In the local dialect of the Hupa language, the original tribal people
located in Tsnungwe territory called themselves tse:ningxwe, written in the
current orthography of the Hupa language.  The name tse:ningxwe is not an
English name; it is in the original language of the tribal people here.
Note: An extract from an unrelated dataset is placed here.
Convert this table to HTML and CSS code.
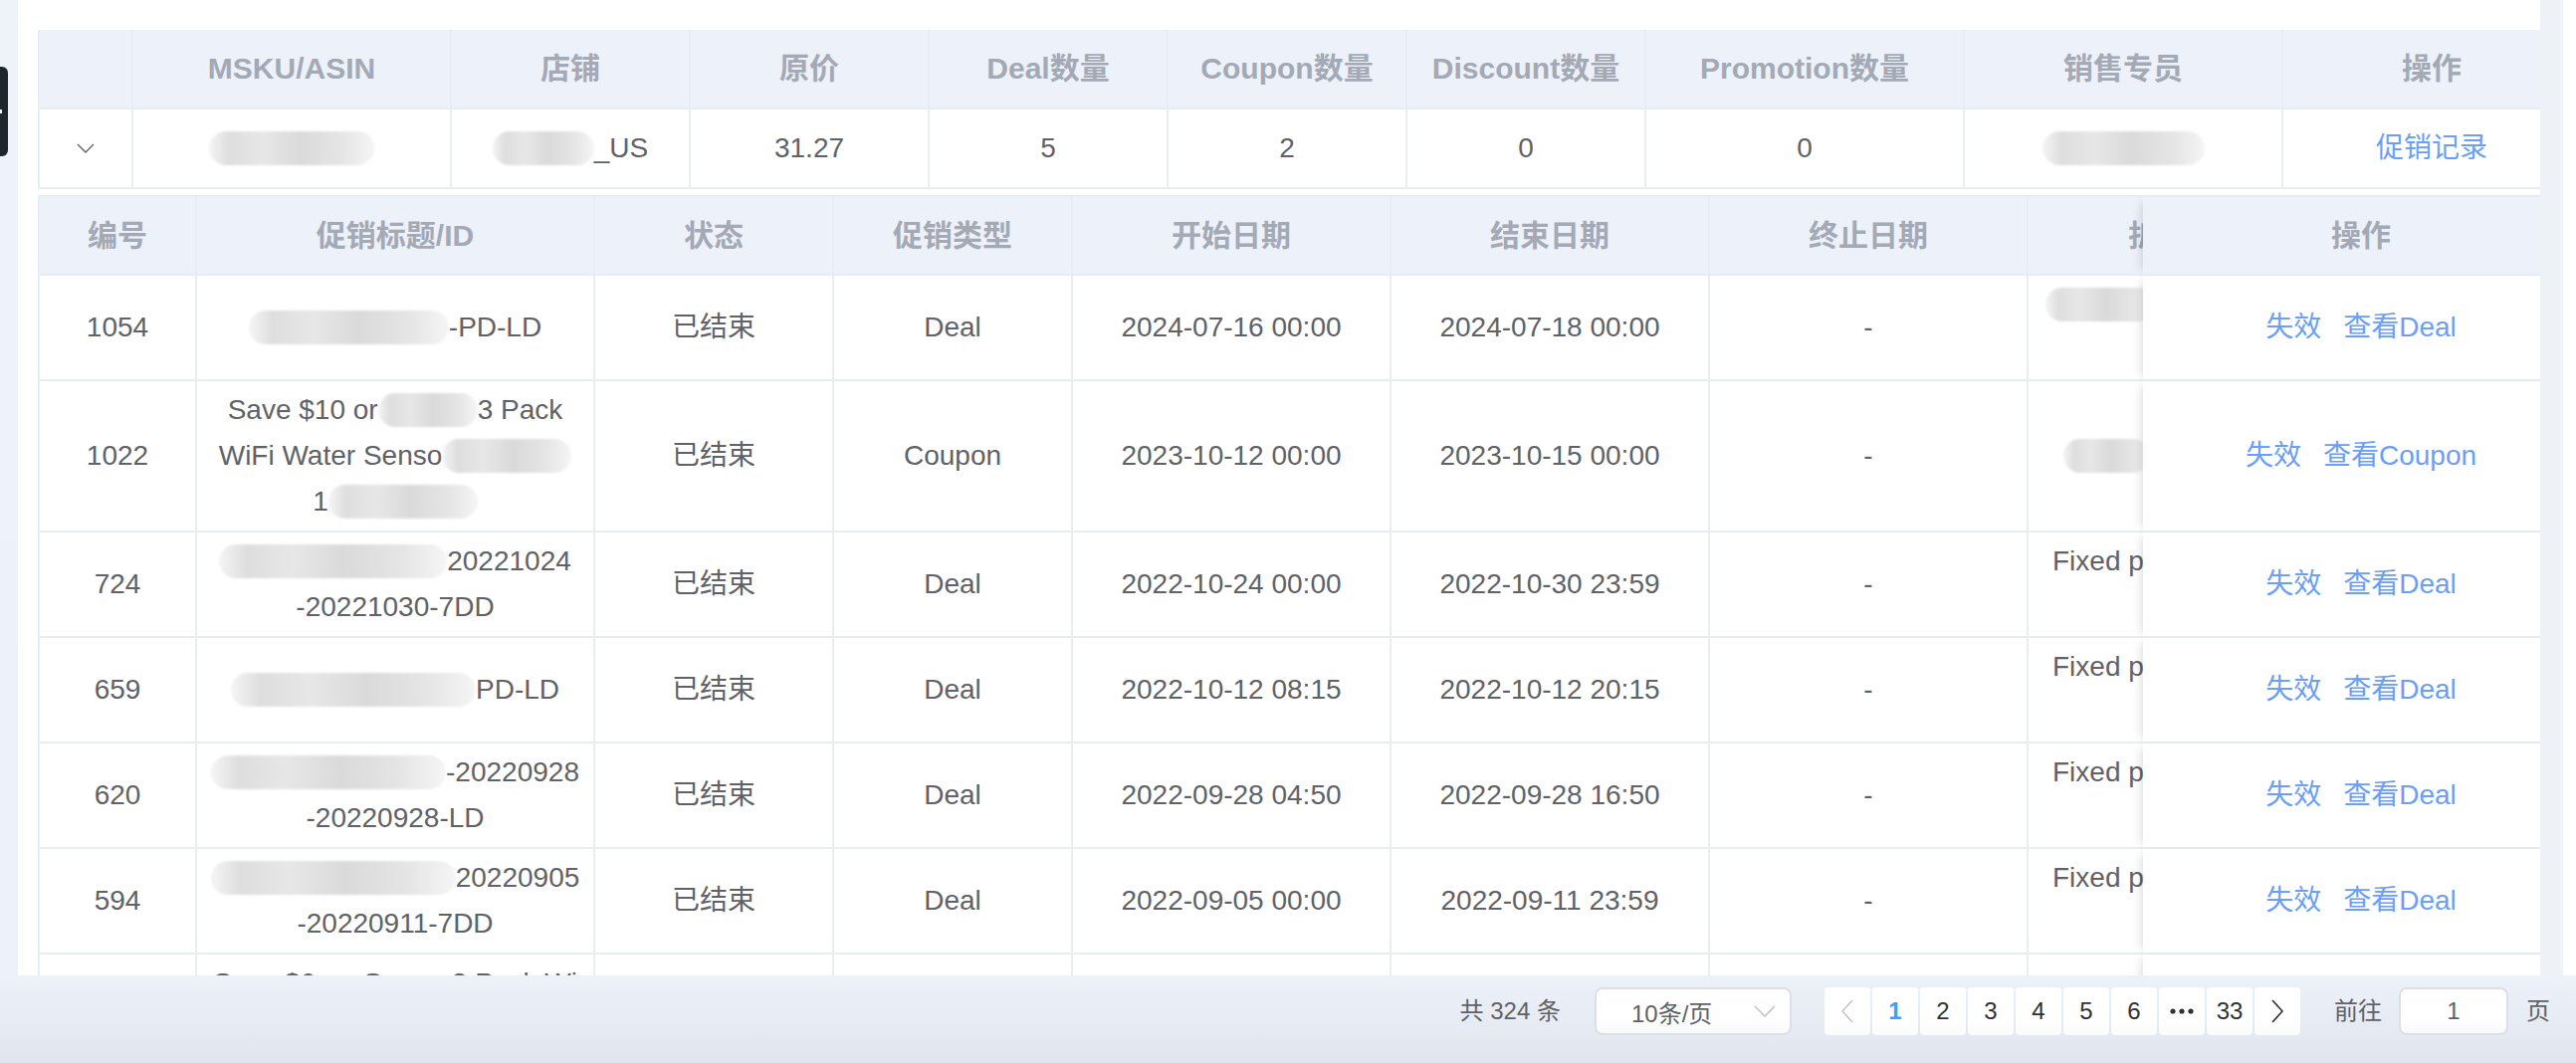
FILE: index.html
```html
<!DOCTYPE html>
<html lang="zh-CN">
<head>
<meta charset="utf-8">
<title>促销记录</title>
<link rel="stylesheet" href="styles.css">
</head>
<body>
<div class="page">
  <div class="side-tab"></div>
  <div class="card">
    <div class="scroll">
      <div class="tbl outer">
        <div class="tr">
          <div class="td th"></div>
          <div class="td th">MSKU/ASIN</div>
          <div class="td th">店铺</div>
          <div class="td th">原价</div>
          <div class="td th">Deal数量</div>
          <div class="td th">Coupon数量</div>
          <div class="td th">Discount数量</div>
          <div class="td th">Promotion数量</div>
          <div class="td th">销售专员</div>
          <div class="td th">操作</div>
        </div>
        <div class="tr b">
          <div class="td"><svg class="chev" width="18" height="10" viewBox="0 0 18 10"><polyline points="1,1 9,9 17,1" fill="none" stroke="#606266" stroke-width="1.4"/></svg></div>
          <div class="td"><span class="blur w166"></span></div>
          <div class="td"><span class="blur w102"></span>_US</div>
          <div class="td">31.27</div>
          <div class="td">5</div>
          <div class="td">2</div>
          <div class="td">0</div>
          <div class="td">0</div>
          <div class="td"><span class="blur w163"></span></div>
          <div class="td"><span class="link">促销记录</span></div>
        </div>
      </div>

      <div class="expand">
        <div class="tbl inner">
          <div class="tr">
            <div class="td th">编号</div>
            <div class="td th">促销标题/ID</div>
            <div class="td th">状态</div>
            <div class="td th">促销类型</div>
            <div class="td th">开始日期</div>
            <div class="td th">结束日期</div>
            <div class="td th">终止日期</div>
            <div class="td th clip"><div class="clip-inner center">折扣方式</div></div>
            <div class="td th fixed">操作</div>
          </div>

          <div class="tr b">
            <div class="td">1054</div>
            <div class="td"><div class="ln"><span class="blur w201"></span>-PD-LD</div></div>
            <div class="td">已结束</div>
            <div class="td">Deal</div>
            <div class="td">2024-07-16 00:00</div>
            <div class="td">2024-07-18 00:00</div>
            <div class="td">-</div>
            <div class="td clip"><div class="clip-inner"><div class="ln pl17"><span class="blur w110"></span></div><div class="ln"></div></div></div>
            <div class="td fixed"><div class="links"><span class="link">失效</span><span class="link">查看Deal</span></div></div>
          </div>

          <div class="tr b">
            <div class="td">1022</div>
            <div class="td"><div class="lines">
              <div class="ln">Save $10 or<span class="blur w100"></span>3 Pack</div>
              <div class="ln">WiFi Water Senso<span class="blur w130"></span></div>
              <div class="ln">1<span class="blur w150"></span></div>
            </div></div>
            <div class="td">已结束</div>
            <div class="td">Coupon</div>
            <div class="td">2023-10-12 00:00</div>
            <div class="td">2023-10-15 00:00</div>
            <div class="td">-</div>
            <div class="td clip"><div class="clip-inner"><div class="ln pl35"><span class="blur w87"></span></div></div></div>
            <div class="td fixed"><div class="links"><span class="link">失效</span><span class="link">查看Coupon</span></div></div>
          </div>

          <div class="tr b">
            <div class="td">724</div>
            <div class="td"><div class="lines">
              <div class="ln"><span class="blur w229"></span>20221024</div>
              <div class="ln">-20221030-7DD</div>
            </div></div>
            <div class="td">已结束</div>
            <div class="td">Deal</div>
            <div class="td">2022-10-24 00:00</div>
            <div class="td">2022-10-30 23:59</div>
            <div class="td">-</div>
            <div class="td clip"><div class="clip-inner"><div class="ln">Fixed price</div><div class="ln"></div></div></div>
            <div class="td fixed"><div class="links"><span class="link">失效</span><span class="link">查看Deal</span></div></div>
          </div>

          <div class="tr b">
            <div class="td">659</div>
            <div class="td"><div class="ln"><span class="blur w246"></span>PD-LD</div></div>
            <div class="td">已结束</div>
            <div class="td">Deal</div>
            <div class="td">2022-10-12 08:15</div>
            <div class="td">2022-10-12 20:15</div>
            <div class="td">-</div>
            <div class="td clip"><div class="clip-inner"><div class="ln">Fixed price</div><div class="ln"></div></div></div>
            <div class="td fixed"><div class="links"><span class="link">失效</span><span class="link">查看Deal</span></div></div>
          </div>

          <div class="tr b">
            <div class="td">620</div>
            <div class="td"><div class="lines">
              <div class="ln"><span class="blur w236"></span>-20220928</div>
              <div class="ln">-20220928-LD</div>
            </div></div>
            <div class="td">已结束</div>
            <div class="td">Deal</div>
            <div class="td">2022-09-28 04:50</div>
            <div class="td">2022-09-28 16:50</div>
            <div class="td">-</div>
            <div class="td clip"><div class="clip-inner"><div class="ln">Fixed price</div><div class="ln"></div></div></div>
            <div class="td fixed"><div class="links"><span class="link">失效</span><span class="link">查看Deal</span></div></div>
          </div>

          <div class="tr b">
            <div class="td">594</div>
            <div class="td"><div class="lines">
              <div class="ln"><span class="blur w246"></span>20220905</div>
              <div class="ln">-20220911-7DD</div>
            </div></div>
            <div class="td">已结束</div>
            <div class="td">Deal</div>
            <div class="td">2022-09-05 00:00</div>
            <div class="td">2022-09-11 23:59</div>
            <div class="td">-</div>
            <div class="td clip"><div class="clip-inner"><div class="ln">Fixed price</div><div class="ln"></div></div></div>
            <div class="td fixed"><div class="links"><span class="link">失效</span><span class="link">查看Deal</span></div></div>
          </div>

          <div class="tr b">
            <div class="td"></div>
            <div class="td"><div class="lines">
              <div class="ln">Save $6 on Govee 3 Pack Wi</div>
              <div class="ln"></div>
              <div class="ln"></div>
            </div></div>
            <div class="td"></div>
            <div class="td"></div>
            <div class="td"></div>
            <div class="td"></div>
            <div class="td"></div>
            <div class="td clip"></div>
            <div class="td fixed"></div>
          </div>
        </div>
      </div>
    </div>
    <div class="vbar"></div>
  </div>

  <div class="footer">
    <span class="total">共 324 条</span>
    <div class="select">
      <span>10条/页</span>
      <svg class="sel-arrow" width="22" height="12" viewBox="0 0 22 12"><polyline points="1,1 11,11 21,1" fill="none" stroke="#c0c4cc" stroke-width="1.6"/></svg>
    </div>
    <div class="pager">
      <div class="pg"><svg width="12" height="24" viewBox="0 0 12 24"><polyline points="11,1 1,12 11,23" fill="none" stroke="#c0c4cc" stroke-width="1.6"/></svg></div>
      <div class="pg active">1</div>
      <div class="pg">2</div>
      <div class="pg">3</div>
      <div class="pg">4</div>
      <div class="pg">5</div>
      <div class="pg">6</div>
      <div class="pg more"><svg width="24" height="6" viewBox="0 0 24 6"><circle cx="3" cy="3" r="2.6" fill="#303133"/><circle cx="12" cy="3" r="2.6" fill="#303133"/><circle cx="21" cy="3" r="2.6" fill="#303133"/></svg></div>
      <div class="pg">33</div>
      <div class="pg"><svg width="12" height="24" viewBox="0 0 12 24"><polyline points="1,1 11,12 1,23" fill="none" stroke="#303133" stroke-width="1.6"/></svg></div>
    </div>
    <span class="jump-label">前往</span>
    <div class="jinput">1</div>
    <span class="jump-unit">页</span>
  </div>
</div>
</body>
</html>
```
FILE: styles.css
```css
body {
  margin: 0;
  font-family: "Liberation Sans", "Noto Sans CJK SC", sans-serif;
  font-size: 28px;
  color: #606266;
}

.page {
  position: relative;
  width: 2588px;
  height: 1068px;
  overflow: hidden;
  background: linear-gradient(180deg, #eef2f9 0%, #edf1f9 91.7%, #e1e5ee 100%);
}

.side-tab {
  position: absolute;
  left: 0;
  top: 67px;
  width: 8px;
  height: 90px;
  background: #1f262e;
  border-radius: 0 6px 6px 0;
  z-index: 3;
}

.side-tab::after {
  content: "";
  position: absolute;
  left: 0;
  top: 43px;
  width: 2px;
  height: 4px;
  background: #ffffff;
}

.card {
  margin-left: 18px;
  height: 980px;
  background: #ffffff;
  display: flex;
  padding-right: 13px;
}

.scroll {
  flex: 1;
  min-width: 0;
  overflow: hidden;
  padding: 30px 0 0 20px;
}

.vbar {
  width: 23px;
  background: #eef1f6;
}

.tbl {
  width: max-content;
  border-left: 2px solid #e8ecf3;
}

.tr {
  display: grid;
}

.outer .tr {
  grid-template-columns: 94px 320px 240px 240px 240px 240px 240px 320px 320px 300px;
}

.inner .tr {
  grid-template-columns: 158px 400px 240px 240px 320px 320px 320px 115px 440px;
}

.td {
  box-sizing: border-box;
  border-right: 2px solid #e8ecf3;
  border-bottom: 2px solid #e8ecf3;
  display: flex;
  align-items: center;
  justify-content: center;
  text-align: center;
  padding: 0 20px;
  line-height: 46px;
  background: #ffffff;
  white-space: nowrap;
}

.th {
  background: #edf1f9;
  color: #a3a9b5;
  font-weight: 700;
  font-size: 30px;
}

.outer .td {
  height: 80px;
}

.expand {
  padding-top: 6px;
}

.inner {
  border-top: 2px solid #e8ecf3;
}

.inner .th {
  height: 79px;
}

.inner .b .td {
  min-height: 106px;
  padding: 6px 20px;
}

.lines {
  display: flex;
  flex-direction: column;
  align-items: center;
}

.ln {
  height: 46px;
  display: flex;
  align-items: center;
  justify-content: center;
}

.clip,
.inner .b .clip {
  padding: 0;
  overflow: hidden;
  justify-content: flex-start;
  border-right: none;
}

.clip-inner {
  width: 320px;
  flex: none;
  box-sizing: border-box;
  padding-left: 24px;
  text-align: left;
}

.clip-inner .ln {
  justify-content: flex-start;
}

.clip-inner.center {
  padding-left: 0;
  text-align: center;
}

.pl17 {
  margin-left: -7px;
}

.pl35 {
  margin-left: 11px;
}

.fixed,
.inner .b .fixed {
  position: relative;
  z-index: 1;
  box-shadow: -7px 0 9px -5px rgba(0, 0, 0, 0.13);
  padding: 0;
}

.links {
  display: flex;
  gap: 22px;
}

.link {
  color: #6b9ef6;
}

.chev {
  display: block;
}

.blur {
  display: inline-block;
  height: 34px;
  border-radius: 17px;
  background: linear-gradient(90deg, #f5f5f5 0%, #dedede 12%, #e7e7e7 32%, #dadada 55%, #e5e5e5 80%, #f5f5f5 100%);
  filter: blur(1px);
  vertical-align: middle;
}

.w87 { width: 87px; }
.w100 { width: 100px; }
.w102 { width: 102px; }
.w110 { width: 110px; }
.w130 { width: 130px; }
.w150 { width: 150px; }
.w163 { width: 163px; }
.w166 { width: 166px; }
.w201 { width: 201px; }
.w229 { width: 229px; }
.w236 { width: 236px; }
.w246 { width: 246px; }

.footer {
  display: flex;
  justify-content: flex-end;
  align-items: flex-start;
  height: 88px;
  box-sizing: border-box;
  padding: 12px 26px 0 0;
  font-size: 24px;
  color: #606266;
}

.total,
.jump-label,
.jump-unit {
  line-height: 48px;
}

.total {
  margin-right: 34px;
}

.select {
  width: 198px;
  height: 48px;
  box-sizing: border-box;
  border: 2px solid #dcdfe6;
  border-radius: 8px;
  background: linear-gradient(180deg, #ffffff 60%, #f9fafc 100%);
  display: flex;
  align-items: center;
  padding: 0 14px 0 35px;
  margin-right: 33px;
}

.sel-arrow {
  margin-left: auto;
}

.pager {
  display: flex;
  gap: 2px;
  margin-right: 34px;
}

.pg {
  width: 46px;
  height: 48px;
  border-radius: 4px;
  background: linear-gradient(180deg, #ffffff 60%, #fafbfc 100%);
  display: flex;
  align-items: center;
  justify-content: center;
  color: #303133;
}

.pg.active {
  color: #409eff;
  font-weight: 700;
}

.jump-label {
  margin-right: 17px;
}

.jinput {
  width: 110px;
  height: 48px;
  box-sizing: border-box;
  border: 2px solid #dcdfe6;
  border-radius: 8px;
  background: linear-gradient(180deg, #ffffff 60%, #f9fafc 100%);
  display: flex;
  align-items: center;
  justify-content: center;
  color: #606266;
  margin-right: 18px;
}
```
The ancestors of modern Tsnungwe called themselves tse:ningxwe.  The modern
Tsnungwe use the same term to call themselves.  Since Indian languages were
not written until fairly recently, the spelling has changed frequently.  The
modern Tsnungwe chose this spelling as an attempt to write the correct name
for themselves.

In this paper, many sources are listed, old and new, that show long time use
of the term tse:ningxwe, or Tsnungwe.  Copies of sources may be requested by
emailing danny_ammon@hotmail.com.

1. Ammon, Danny, 2001.  Email with Patrick Shannon and ktforum reqarding
Tsnungwe Tribe and village sites.  Available on internet ktforum of the
topica website.

2. Baumhoff, Martin A.  "California Athabaskan Groups", Anthropological
Records, Vol. 16, No. 5, 1958.

Lists South Fork Hupa as 1 of 3 Hupa "tribelets".  Southern and
northern boundaries of Southern Hupa (Tsa-nung-wha)territory.
Notes on the Ts'a-nung-wha.  Ethnographic notes from James
Chesbro.  Good description of South Fork Hupa villages with maps.
Copy of original map by George Gibbs during signing of 1851 Treaty.

p. 209-210:
“… the Hupa are bordered on the east by the Shastan [Tlo-hom-tah-hoi]; the
Athapaskan Ts’a-nung-wha [Southern Hupa] on the south, and the Athapaskan
Hwil-kut [Chilula] on the west.]”
“The Ts’a-nung-wha.  (An Athapaskan tribe closely related to the Hoopah.)
The territory of the Ts’a-nung-wha lies directly south of the
Tin-nung-hen-na-o or Hoopah proper, embracing the drainage basin South Fork
Trinity River from Grouse Creek to the junction of South Fork with the main
Trinity, and including also the rather narrow strip between South Fork on
the west and the main Trinity on the east as far up as Cedar Flat.  At the
mouth of South Fork they crossed the main Trinity and claimed a narrow strip
two or three miles in length on the north side of the canyon where two of
the villages were located, Ti-koo-et-sil-lah-kut [NOTE = Tsnungwe Place #9
ta:k'iwe:ltsil-q'it] on the high bench opposite the mouth of South Fork, and
Me-meh [NOTE = Tsnungwe Place #7 miy-me'], on the site of the present
Fountain Ranch about 1-1/2 miles east of the other.  Their western boundary
was the divide between the tributaries of South Fork Trinity and those of
Redwood Creek (a little west of the course of Madden Creek and Mosquito
Creek).  The eastern boundary was the deep canyon of Trinity River from the
mouth of South Fork to Cedar Flat; and the southern boundary Grouse Creek,
and a line running from it’s mouth northeasterly and following Mill Creek to
the main Trinity at Cedar Flat—thus including the Burnt Ranch country.”
“The land of the Ts’a-nung-wha is mountainous and forested, and the
principal streams flow in deep canyons.  It is roughly circular in outline,
and of small extent, measuring in air hardly 15 miles in either direction--
north-south or east-west.  Nevertheless it seems to have been rather well
populated for there were at least a dozen villages –- all situated on high
benches overlooking the canyons.”
“Their language differs only slightly from that of the Hoopah.”
“The Tsa-nung-wha were in contact with four tribes: the Tin-nung-hen-na-o or
Hoopah on the north, e-tahk-na-lin-na-kah [NOTE = Tsnungwe Place #13
yidaq-nilin] [Tlo-hom-tah-hoi] and Che-ma-re-ko [Chimariko] on the
northeast, the Che-ma-re-ko on the east and south, the hwil-kut [Chilula] on
the west.”

Page 213:
“13. seh-ach-pe-ya (Gibbs map, plate 9).  This is no doubt a Yurok name, as
are all those given by Gibbs, but no one else has recorded it.  There are
said to have been four houses here.” [NOTE = Tsnungwe Place #58a d'ahilding]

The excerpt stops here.